Oh, snap. I *can* use search on Wikipedia:

http://en.wikipedia.org/wiki/Romanization_of_Persian
http://en.wikipedia.org/wiki/Persian_language#Orthography

As any informed, non-pedant surely realizes, there's rarely a single 'standardized' transliteration scheme, even between two closely related languages, even leaving aside the relatively modern fallacy (sophistry, obsession, etc) that there is such a thing as a 'standard spelling' to begin with.

But I suspect we're talking at cross-purposes here, so let's leave it at that. You're convinced the Proper Spelling of Names = not uninformed pedantry. I tend to think this proves my point. And that's sufficient axe-grinding pedantry on my part.

A long time ago Iran was a giant wolf.

Hardly anybody remembers this, but it was true. It roamed the Persian Gulf, gulfing, gulping, and wurfing, and rose in the night---dripping---to stalk the countries of the Middle East.

It was a terrible trouble in those days.

But the Prophet (sallahu alayhi wa sallam) bound it with a great judgment so that it would lay flat on the ground and people could live on it; and he appointed the first Leader of Iran to stand on the head of the wolf in silence.

Subhan Allah wa Bihamdih!

The first leader was to stand on the head of the wolf in silence; and every other leader since. For that is the price that is paid to keep the wolf flat and arable and not walking around wurfing and gulping and gulfing and eating people or animals or those little fluffy puffs of nothing that sometimes float around in the air and are really hard to catch in your hands.

Do not talk to the Leader of Iran.

Do not speak to him! That is the condition of these blessings.

Speak to him but once---

Break his holy silence---

And the wolf will rise, and ravage, and its howls shall be heard throughout the world.

Then, for no reason whatsoever, everyone's arms will fall off and be replaced with wings.

Step 3: disaster.

(In case it is not clear why that is a problem it is because the infrastructure of modern industrialized society has a critical dependence on thumbs and people could not sustain it with just wings even if they flapped extremely hard.)

Jenna

Brilliant.

That is all.

Thanks -

oddly enough,

Step 2: Put your junk in the box

fits into hilzoy's Underpants Gnome scheme surprisingly well.

mdl and Gary are right: I misspelled Khamenei. I corrected it. Thanks.

And Jenna: ditto on the brilliant. ;)

"If someone could explain to me what step 2 looks like, I'd be very much obliged."

I prefer to remain anonymous, thanks. For the record, I am keeping my underpants.

"(1) Spelling in Latin alphabet of names from non-Latin-alphabet using languages really don't have much standardization."
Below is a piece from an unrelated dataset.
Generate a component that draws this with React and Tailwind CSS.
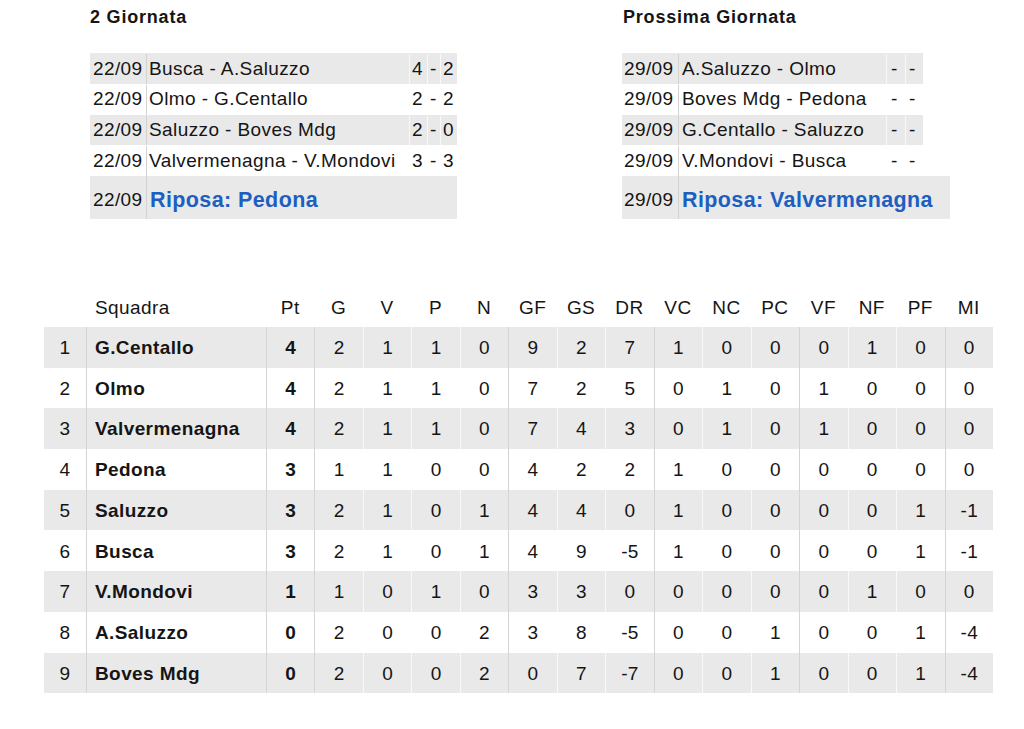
import React from "react";

const left = [
  ["22/09", "Busca - A.Saluzzo", "4", "-", "2"],
  ["22/09", "Olmo - G.Centallo", "2", "-", "2"],
  ["22/09", "Saluzzo - Boves Mdg", "2", "-", "0"],
  ["22/09", "Valvermenagna - V.Mondovi", "3", "-", "3"],
];
const right = [
  ["29/09", "A.Saluzzo - Olmo"],
  ["29/09", "Boves Mdg - Pedona"],
  ["29/09", "G.Centallo - Saluzzo"],
  ["29/09", "V.Mondovi - Busca"],
];

const heads = ["Pt", "G", "V", "P", "N", "GF", "GS", "DR", "VC", "NC", "PC", "VF", "NF", "PF", "MI"];
const strong = new Set([0, 1, 5, 8, 11, 14]);

const rows = [
  ["G.Centallo", 4, 2, 1, 1, 0, 9, 2, 7, 1, 0, 0, 0, 1, 0, 0],
  ["Olmo", 4, 2, 1, 1, 0, 7, 2, 5, 0, 1, 0, 1, 0, 0, 0],
  ["Valvermenagna", 4, 2, 1, 1, 0, 7, 4, 3, 0, 1, 0, 1, 0, 0, 0],
  ["Pedona", 3, 1, 1, 0, 0, 4, 2, 2, 1, 0, 0, 0, 0, 0, 0],
  ["Saluzzo", 3, 2, 1, 0, 1, 4, 4, 0, 1, 0, 0, 0, 0, 1, -1],
  ["Busca", 3, 2, 1, 0, 1, 4, 9, -5, 1, 0, 0, 0, 0, 1, -1],
  ["V.Mondovi", 1, 1, 0, 1, 0, 3, 3, 0, 0, 0, 0, 0, 1, 0, 0],
  ["A.Saluzzo", 0, 2, 0, 0, 2, 3, 8, -5, 0, 0, 1, 0, 0, 1, -4],
  ["Boves Mdg", 0, 2, 0, 0, 2, 0, 7, -7, 0, 0, 1, 0, 0, 1, -4],
];

export default function App() {
  return (
    <div className="min-h-[729px] w-[1024px] bg-white font-['Liberation_Sans',Arial,sans-serif] text-[#151515]">
      <div className="flex pl-[90px] pt-[7px]">
        <div className="w-[532px]">
          <div className="h-[20px] text-[18px] font-bold leading-[20px] tracking-[0.8px]">2 Giornata</div>
          <div className="mt-[26px] w-[367px] text-[19px] tracking-[0.4px]">
            {left.map((r, i) => (
              <div key={i} className={`flex h-[30.75px] items-center pt-[1px] ${i % 2 === 0 ? "bg-[#e9e9e9]" : "bg-white"}`}>
                <div className="flex h-full w-[57px] items-center border-r border-[#d2d2d2] pl-[3px]">{r[0]}</div>
                <div className="flex h-full w-[262px] items-center whitespace-nowrap pl-[2px]">{r[1]}</div>
                <div className="flex h-full w-[18px] items-center border-l border-white/70 pl-[2px]">{r[2]}</div>
                <div className="flex h-full w-[13px] items-center border-l border-white/70 pl-[2px]">{r[3]}</div>
                <div className="flex h-full w-[17px] items-center border-l border-white/70 pl-[2px]">{r[4]}</div>
              </div>
            ))}
            <div className="flex h-[43px] bg-[#e9e9e9]">
              <div className="flex h-full w-[57px] border-r border-[#d2d2d2] pl-[3px] pt-[10px]">22/09</div>
              <div className="whitespace-nowrap pl-[3px] pt-[12px] text-[21.5px] font-bold leading-[24px] text-[#1c5fc1]">
                Riposa: Pedona
              </div>
            </div>
          </div>
        </div>
        <div>
          <div className="h-[20px] pl-[1px] text-[18px] font-bold leading-[20px] tracking-[0.8px]">Prossima Giornata</div>
          <div className="mt-[26px] text-[19px] tracking-[0.4px]">
            {right.map((r, i) => (
              <div key={i} className={`flex h-[30.75px] w-[301px] items-center pt-[1px] ${i % 2 === 0 ? "bg-[#e9e9e9]" : "bg-white"}`}>
                <div className="flex h-full w-[57px] items-center border-r border-[#d2d2d2] pl-[2px]">{r[0]}</div>
                <div className="flex h-full w-[207px] items-center whitespace-nowrap pl-[3px]">{r[1]}</div>
                <div className="flex h-full w-[19px] items-center border-l border-white/70 pl-[4px]">-</div>
                <div className="flex h-full w-[18px] items-center border-l border-white/70 pl-[3px]">-</div>
              </div>
            ))}
            <div className="flex h-[43px] w-[328px] bg-[#e9e9e9]">
              <div className="flex h-full w-[57px] border-r border-[#d2d2d2] pl-[2px] pt-[10px]">29/09</div>
              <div className="whitespace-nowrap pl-[3px] pt-[12px] text-[21.5px] font-bold leading-[24px] text-[#1c5fc1]">
                Riposa: Valvermenagna
              </div>
            </div>
          </div>
        </div>
      </div>

      <div className="ml-[44px] mt-[68px] w-[949px] text-[19px] tracking-[0.4px]">
        <div className="grid h-[40px] grid-cols-[42px_180px_repeat(15,1fr)] items-center pt-[2px]">
          <div />
          <div className="pl-[9px]">Squadra</div>
          {heads.map((h) => (
            <div key={h} className="text-center">{h}</div>
          ))}
        </div>
        {rows.map((r, i) => (
          <div
            key={i}
            className={`grid h-[40.7px] grid-cols-[42px_180px_repeat(15,1fr)] ${i % 2 === 0 ? "bg-[#e9e9e9]" : "bg-white"}`}
          >
            <div className="flex items-center justify-center pt-[2px]">{i + 1}</div>
            <div className="flex items-center whitespace-nowrap border-l border-[#d4d4d4] pl-[8px] pt-[2px] font-bold">{r[0]}</div>
            {r.slice(1).map((v, j) => (
              <div
                key={j}
                className={`flex items-center justify-center border-l pt-[2px] ${strong.has(j) ? "border-[#d4d4d4]" : "border-white/70"} ${j === 0 ? "font-bold" : ""}`}
              >
                {v}
              </div>
            ))}
          </div>
        ))}
      </div>
    </div>
  );
}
Curiously, as a copyeditor, and professional book and magazine editor, for decades, I am aware of this. Or I would have been fired by everyone I ever worked for over the past thirty-six years, freelance or fulltime, inhouse, or not, which would make some 20+ publishing houses including, in no particular order, Random House, Penguin, Avon, Morrow, Arbor House, Baen, Bluejay, Ace, Tor, Bantam, Warner, Doubleday Book & Music Clubs, the Pacific Northwest Review of Books, Berkley, and another dozen or two equally little-known small presses. I probably wouldn't have been able to turn down being offered the Managing Editor position at Twilight Zone Magazine and Night Cry Magazine by Tappan King, if my bosses had found me incompetent and unaware of such elementary usage facts.

Similarly, at all the law firms I freelanced at. Legal document requirements are even more unforgiving than general mass market publishing standards. (Alas.)
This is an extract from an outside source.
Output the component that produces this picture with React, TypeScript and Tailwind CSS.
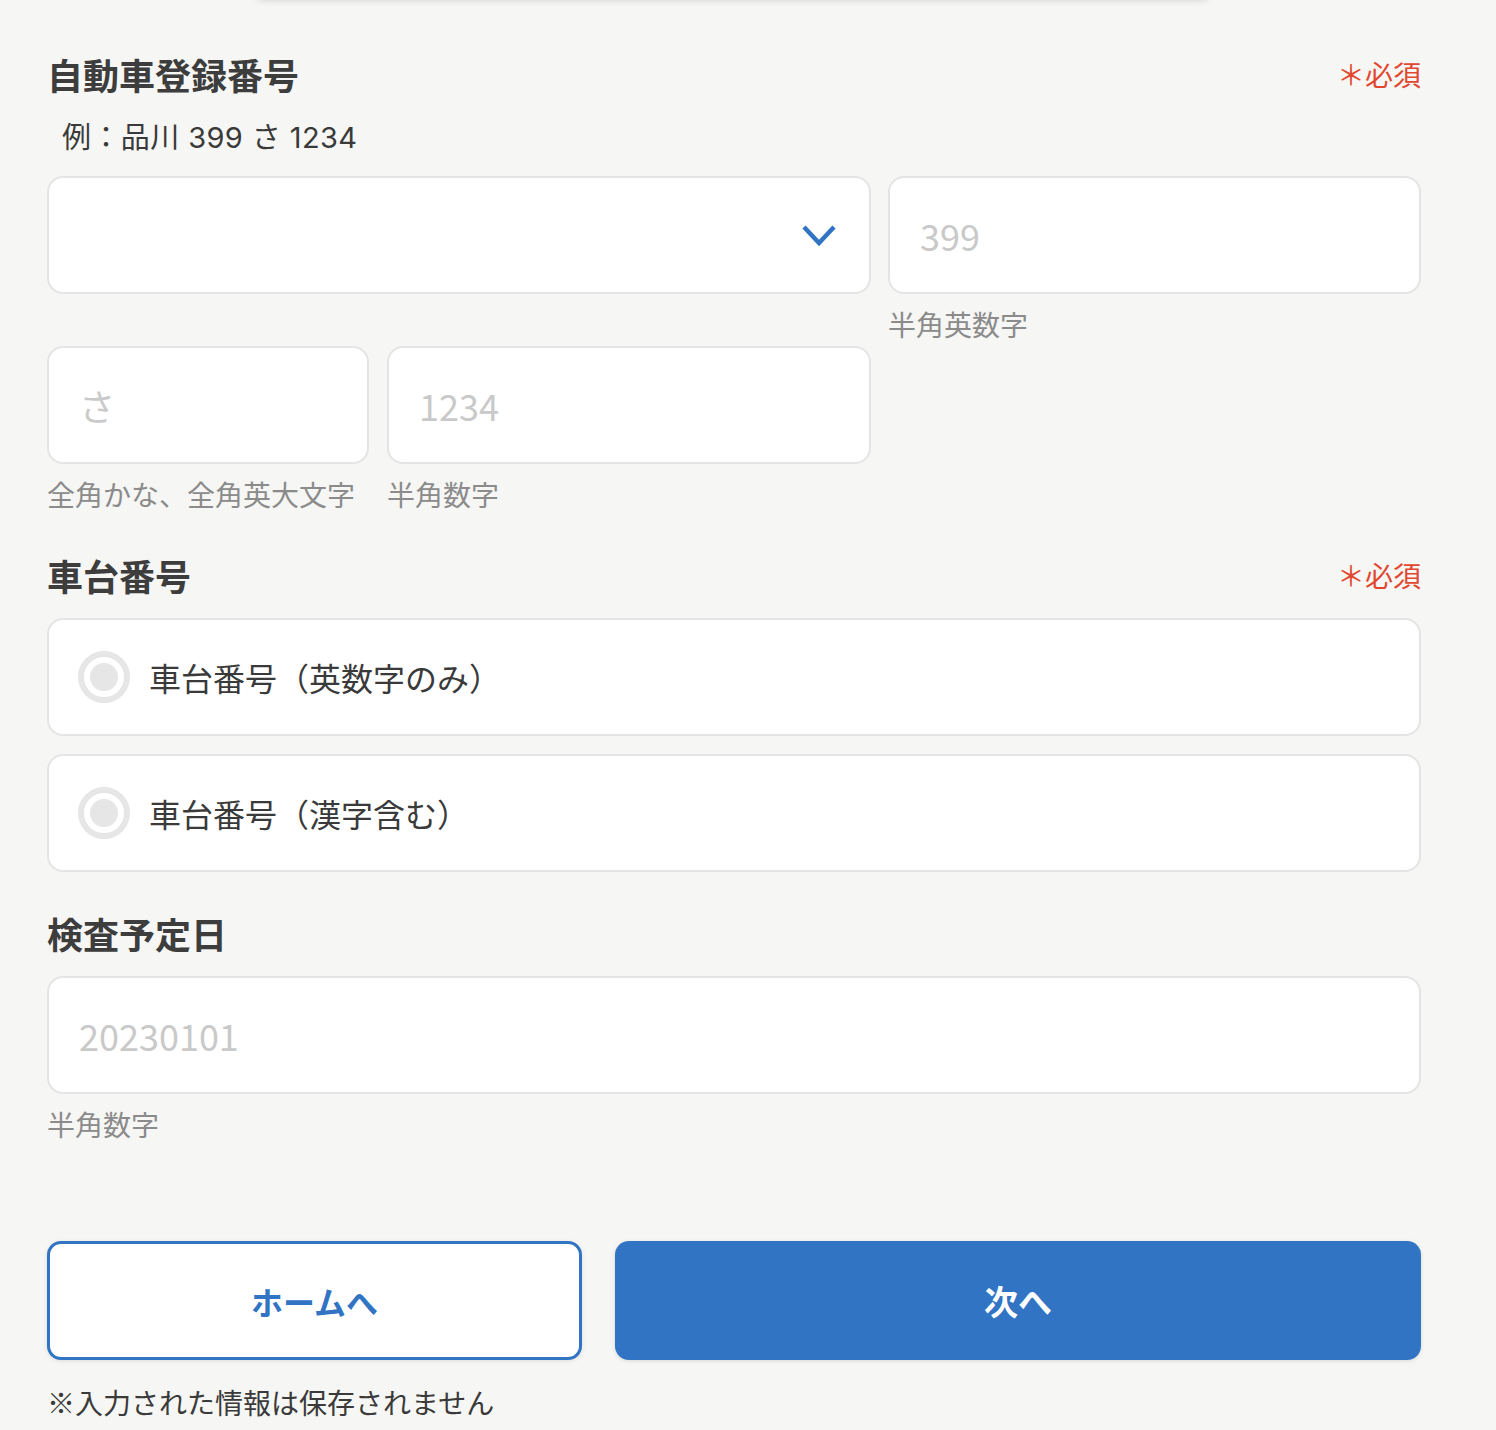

Thus my wording: "Generally rendered, in English,"

Thanks for your input.

Of course you negotiate with enemies.

If you want to make peace you have to talk to your enemies. Talking to your friends won't get you there.
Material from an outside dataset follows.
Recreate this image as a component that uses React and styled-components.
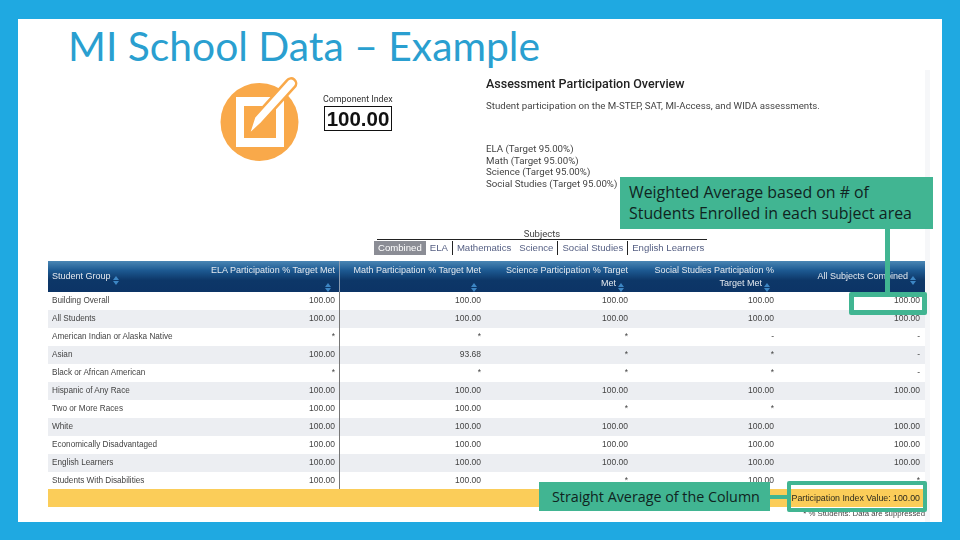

My night is made. A posting that contains a great South Park reference, and a comment that references the funniest SNL bit in the past decade or so. Is this a great blog or what?

LFC -- thanks, I'm glad the reference tickled you too. I'm revoltingly self-satisfied at having thought of it. :)

In high-school debate, that is called NucWar. Whatever your opponent says, you show through a series of logical contortions that their plan or not going with your plan will cause nuclear war.

1. Talk to Iran
2. ???
3. NucWar

Of course, in debate, you need some bizarre step 2.